┌──
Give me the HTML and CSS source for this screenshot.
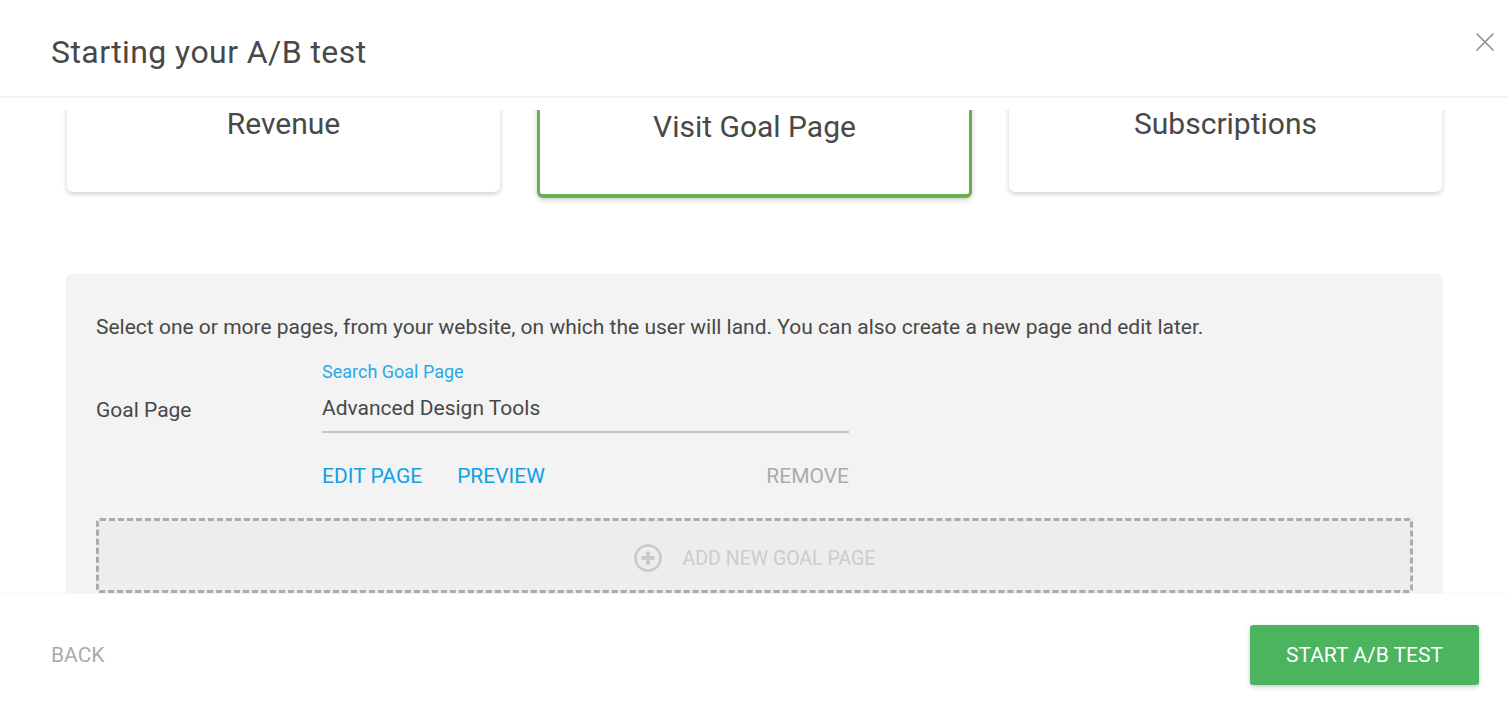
FILE: index.html
```html
<!DOCTYPE html>
<html lang="en">
<head>
    <meta charset="UTF-8">
    <title>Starting your A/B test</title>
    <link rel="stylesheet" href="styles.css">
</head>
<body>
    <div class="dialog">
        <header class="dialog-header">
            <h1>Starting your A/B test</h1>
            <button class="close" type="button" aria-label="Close">
                <svg width="20" height="20" viewBox="0 0 20 20"><path d="M1.5 1.5 18.5 18.5M18.5 1.5 1.5 18.5" fill="none" stroke="#8a8f96" stroke-width="1.6"/></svg>
            </button>
        </header>
        <section class="dialog-body">
            <div class="goals">
                <div class="goal">Revenue</div>
                <div class="goal selected">Visit Goal Page</div>
                <div class="goal">Subscriptions</div>
            </div>
            <div class="panel">
                <p class="hint">Select one or more pages, from your website, on which the user will land. You can also create a new page and edit later.</p>
                <div class="goal-row">
                    <span class="goal-label">Goal Page</span>
                    <div class="goal-field">
                        <label class="field-label">Search Goal Page</label>
                        <div class="field-value">Advanced Design Tools</div>
                        <div class="field-actions">
                            <a class="action">EDIT PAGE</a>
                            <a class="action">PREVIEW</a>
                            <a class="action remove">REMOVE</a>
                        </div>
                    </div>
                </div>
                <div class="add-goal">
                    <svg width="28" height="28" viewBox="0 0 28 28"><circle cx="14" cy="14" r="12.5" fill="none" stroke="#c9c9c9" stroke-width="2.6"/><path d="M14 7.5v13M7.5 14h13" fill="none" stroke="#c9c9c9" stroke-width="3.8"/></svg>
                    <span>ADD NEW GOAL PAGE</span>
                </div>
            </div>
        </section>
        <footer class="dialog-footer">
            <a class="back">BACK</a>
            <button class="start" type="button">START A/B TEST</button>
        </footer>
    </div>
</body>
</html>
```

FILE: styles.css
```css
body {
    background-color: #FFFFFF;
    color: #484848;
    font-family: Roboto, sans-serif;
    margin: 0;
    overflow: hidden;
}

.dialog {
    display: flex;
    flex-direction: column;
    height: 703px;
}

.dialog-header {
    align-items: flex-start;
    border-bottom: 2px solid #F4F4F4;
    box-sizing: border-box;
    display: flex;
    flex: none;
    height: 98px;
    justify-content: space-between;
    padding: 33px 14px 0 51px;
}

h1 {
    font-size: 32px;
    font-weight: 400;
    letter-spacing: 0.42px;
    line-height: 38px;
    margin: 0;
}

.close {
    background: none;
    border: 0;
    height: 20px;
    margin-top: -1px;
    padding: 0;
    width: 20px;
}

.dialog-body {
    flex: 1;
    margin-top: 12px;
    min-height: 0;
    overflow: hidden;
    padding: 0 66px;
}

.goals {
    align-items: flex-start;
    display: flex;
    gap: 37px;
    margin-top: -40px;
    padding: 0 1px;
}

.goal {
    background-color: #FFFFFF;
    border-radius: 6px;
    box-shadow: 0 2px 5px rgba(0, 0, 0, 0.2);
    box-sizing: border-box;
    flex: 1;
    font-size: 30px;
    height: 122px;
    line-height: 28px;
    padding-top: 40px;
    text-align: center;
}

.goal.selected {
    border: 3px solid #66B04F;
    border-bottom-width: 4px;
    flex: none;
    height: 128px;
    width: 435px;
}

.panel {
    background-color: #F3F3F3;
    border-radius: 6px;
    margin-top: 76px;
    padding: 40px 30px 30px;
}

.hint {
    font-size: 21px;
    line-height: 26px;
    margin: 0;
}

.goal-row {
    display: flex;
    margin-top: 22px;
}

.goal-label {
    flex: none;
    font-size: 21px;
    line-height: 26px;
    margin-top: 35px;
    width: 226px;
}

.goal-field {
    width: 527px;
}

.field-label {
    color: #29A9E8;
    display: block;
    font-size: 18px;
    line-height: 20px;
}

.field-value {
    border-bottom: 2px solid #C4C4C4;
    font-size: 21px;
    height: 36px;
    line-height: 26px;
    padding-top: 13px;
}

.field-actions {
    display: flex;
    font-size: 21px;
    gap: 35px;
    line-height: 26px;
    margin-top: 30px;
}

.action {
    color: #0FA0E6;
}

.action.remove {
    color: #ABABAB;
    margin-left: auto;
}

.add-goal {
    align-items: center;
    background-color: #EDEDED;
    border: 3px dashed #ABABAB;
    border-radius: 4px;
    box-sizing: border-box;
    color: #CCCCCC;
    display: flex;
    font-size: 19.5px;
    gap: 21px;
    height: 75px;
    justify-content: center;
    margin-top: 29px;
    padding-top: 5px;
}

.dialog-footer {
    align-items: center;
    border-top: 1px solid #F6F6F6;
    box-sizing: border-box;
    display: flex;
    flex: none;
    height: 110px;
    justify-content: space-between;
    padding: 13px 30px 0 51px;
}

.back {
    color: #ABABAB;
    font-size: 21px;
}

.start {
    background-color: #4CB35F;
    border: 0;
    border-radius: 3px;
    box-shadow: 0 2px 5px rgba(0, 0, 0, 0.2);
    color: #FFFFFF;
    font-family: Roboto, sans-serif;
    font-size: 21px;
    height: 60px;
    width: 229px;
}
```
└──
**Problem details**
Write out the listing word for word, omitting the pictures it holds.

**Exercise answer**
Give me the HTML and CSS source for this screenshot.
FILE: index.html
```html
<!DOCTYPE html>
<html lang="en">
<head>
    <meta charset="UTF-8">
    <title>Starting your A/B test</title>
    <link rel="stylesheet" href="styles.css">
</head>
<body>
    <div class="dialog">
        <header class="dialog-header">
            <h1>Starting your A/B test</h1>
            <button class="close" type="button" aria-label="Close">
                <svg width="20" height="20" viewBox="0 0 20 20"><path d="M1.5 1.5 18.5 18.5M18.5 1.5 1.5 18.5" fill="none" stroke="#8a8f96" stroke-width="1.6"/></svg>
            </button>
        </header>
        <section class="dialog-body">
            <div class="goals">
                <div class="goal">Revenue</div>
                <div class="goal selected">Visit Goal Page</div>
                <div class="goal">Subscriptions</div>
            </div>
            <div class="panel">
                <p class="hint">Select one or more pages, from your website, on which the user will land. You can also create a new page and edit later.</p>
                <div class="goal-row">
                    <span class="goal-label">Goal Page</span>
                    <div class="goal-field">
                        <label class="field-label">Search Goal Page</label>
                        <div class="field-value">Advanced Design Tools</div>
                        <div class="field-actions">
                            <a class="action">EDIT PAGE</a>
                            <a class="action">PREVIEW</a>
                            <a class="action remove">REMOVE</a>
                        </div>
                    </div>
                </div>
                <div class="add-goal">
                    <svg width="28" height="28" viewBox="0 0 28 28"><circle cx="14" cy="14" r="12.5" fill="none" stroke="#c9c9c9" stroke-width="2.6"/><path d="M14 7.5v13M7.5 14h13" fill="none" stroke="#c9c9c9" stroke-width="3.8"/></svg>
                    <span>ADD NEW GOAL PAGE</span>
                </div>
            </div>
        </section>
        <footer class="dialog-footer">
            <a class="back">BACK</a>
            <button class="start" type="button">START A/B TEST</button>
        </footer>
    </div>
</body>
</html>
```

FILE: styles.css
```css
body {
    background-color: #FFFFFF;
    color: #484848;
    font-family: Roboto, sans-serif;
    margin: 0;
    overflow: hidden;
}

.dialog {
    display: flex;
    flex-direction: column;
    height: 703px;
}

.dialog-header {
    align-items: flex-start;
    border-bottom: 2px solid #F4F4F4;
    box-sizing: border-box;
    display: flex;
    flex: none;
    height: 98px;
    justify-content: space-between;
    padding: 33px 14px 0 51px;
}

h1 {
    font-size: 32px;
    font-weight: 400;
    letter-spacing: 0.42px;
    line-height: 38px;
    margin: 0;
}

.close {
    background: none;
    border: 0;
    height: 20px;
    margin-top: -1px;
    padding: 0;
    width: 20px;
}

.dialog-body {
    flex: 1;
    margin-top: 12px;
    min-height: 0;
    overflow: hidden;
    padding: 0 66px;
}

.goals {
    align-items: flex-start;
    display: flex;
    gap: 37px;
    margin-top: -40px;
    padding: 0 1px;
}

.goal {
    background-color: #FFFFFF;
    border-radius: 6px;
    box-shadow: 0 2px 5px rgba(0, 0, 0, 0.2);
    box-sizing: border-box;
    flex: 1;
    font-size: 30px;
    height: 122px;
    line-height: 28px;
    padding-top: 40px;
    text-align: center;
}

.goal.selected {
    border: 3px solid #66B04F;
    border-bottom-width: 4px;
    flex: none;
    height: 128px;
    width: 435px;
}

.panel {
    background-color: #F3F3F3;
    border-radius: 6px;
    margin-top: 76px;
    padding: 40px 30px 30px;
}

.hint {
    font-size: 21px;
    line-height: 26px;
    margin: 0;
}

.goal-row {
    display: flex;
    margin-top: 22px;
}

.goal-label {
    flex: none;
    font-size: 21px;
    line-height: 26px;
    margin-top: 35px;
    width: 226px;
}

.goal-field {
    width: 527px;
}

.field-label {
    color: #29A9E8;
    display: block;
    font-size: 18px;
    line-height: 20px;
}

.field-value {
    border-bottom: 2px solid #C4C4C4;
    font-size: 21px;
    height: 36px;
    line-height: 26px;
    padding-top: 13px;
}

.field-actions {
    display: flex;
    font-size: 21px;
    gap: 35px;
    line-height: 26px;
    margin-top: 30px;
}

.action {
    color: #0FA0E6;
}

.action.remove {
    color: #ABABAB;
    margin-left: auto;
}

.add-goal {
    align-items: center;
    background-color: #EDEDED;
    border: 3px dashed #ABABAB;
    border-radius: 4px;
    box-sizing: border-box;
    color: #CCCCCC;
    display: flex;
    font-size: 19.5px;
    gap: 21px;
    height: 75px;
    justify-content: center;
    margin-top: 29px;
    padding-top: 5px;
}

.dialog-footer {
    align-items: center;
    border-top: 1px solid #F6F6F6;
    box-sizing: border-box;
    display: flex;
    flex: none;
    height: 110px;
    justify-content: space-between;
    padding: 13px 30px 0 51px;
}

.back {
    color: #ABABAB;
    font-size: 21px;
}

.start {
    background-color: #4CB35F;
    border: 0;
    border-radius: 3px;
    box-shadow: 0 2px 5px rgba(0, 0, 0, 0.2);
    color: #FFFFFF;
    font-family: Roboto, sans-serif;
    font-size: 21px;
    height: 60px;
    width: 229px;
}
```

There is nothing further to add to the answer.